C’est en fait l’autorité qui a fait preuve de frilosité devant ces narcisses de la politique, qui n’en ont que pour leur ego et dont les sentiments priment sur la raison. Le charisme politique de ces hommes n’est que virtuel et leur activisme ne peut aboutir qu’à accentuer leur haine vis-à-vis des réfléchissants et sachants.
L’accumulation de frustrations, les attentes insatisfaites, les promesses non tenues du nouveau pouvoir ont fini par plomber les ailes d’un espoir nourri et entretenu par la rupture tant annoncée et qui finalement va à vau-l’eau.
Aujourd’hui, la Nation fait appel à la citoyenneté qui exige que la gestion de la cité soit un culte et que participer à celui-ci entraîne la possession de nos droits, l’invocation de nos lois mais aussi l’accomplissement des rites de procédure.
Seul un sursaut de patriotisme peut nous sortir de l’ornière politicienne où nous sommes inconsciemment lovés depuis les indépendances, et celui-ci a deux exigences fondamentales : la liberté des citoyens et une gouvernance par des lois équitables.
Tant qu’il restera des haines, des préjugés, tant que subsisteront toutes ces grossièretés, ces antipathies, tant qu’il suffira d’injurier et de haïr pour obtenir la grâce du chef, rien ne se fera dans ce pays.

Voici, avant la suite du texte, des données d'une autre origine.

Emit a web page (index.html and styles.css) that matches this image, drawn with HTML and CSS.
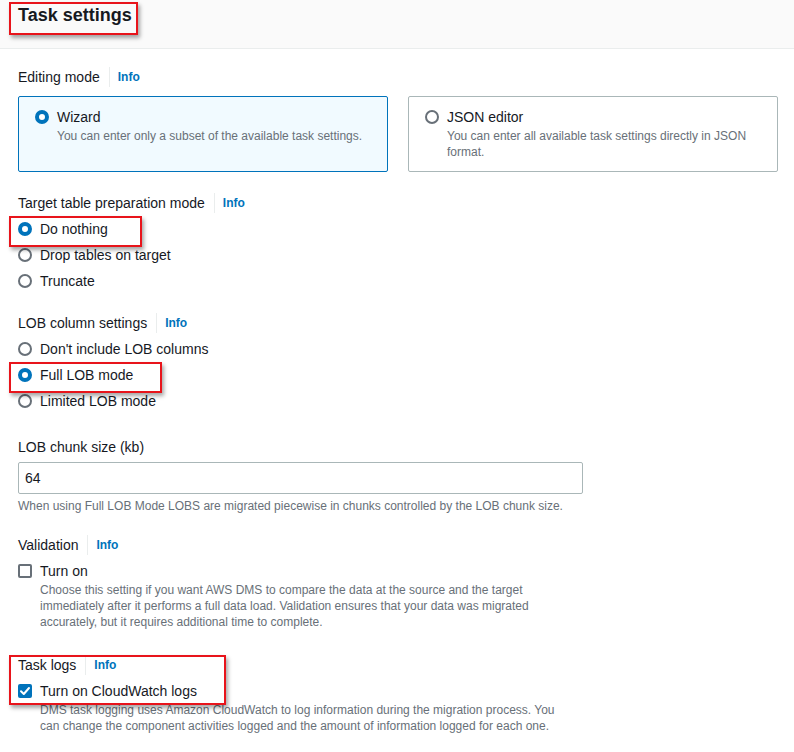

Notre cul- ture nous a enseigné la déférence et non l’envers des valeurs que nous vivons. La faillite spirituelle et civique est un facteur déterminant des errements qui gangrènent notre vécu quotidien.
Elle a engendré la dislocation du tissu social par le culte de l’argent et la fiscalisation de la hiérarchie familiale, elle a voilé notre vision de la justice, anéanti l’initiative et la maîtrise de nos objectifs communs, mais surtout suscité la cupidité jusque dans les sphères insoupçonnées que sont les familles dites religieuses.
La perversion s’est aujourd’hui installée chez les éducateurs que sont les marabouts, les enseignants et l’on ne compte plus ceux d’entre eux qui séjournent dans les geôles pour actes délictuels ou même criminels.
Tant d’actes négatifs qui, si l’on y pose un regard circonspect, ne sont que l’œuvre de frustrés dont le manque total de lien vital, puissant et noble vis-à-vis du Sénégal est un facteur déterminant dans leur conduite.
Nos réalités sont autres que celles de l’occident où la liberté de propos n’a pas de limites et l’on a coutume de dire chez nous que «là où s’installe la paix, il s’y est tu ce qui peut engendrer le désordre.»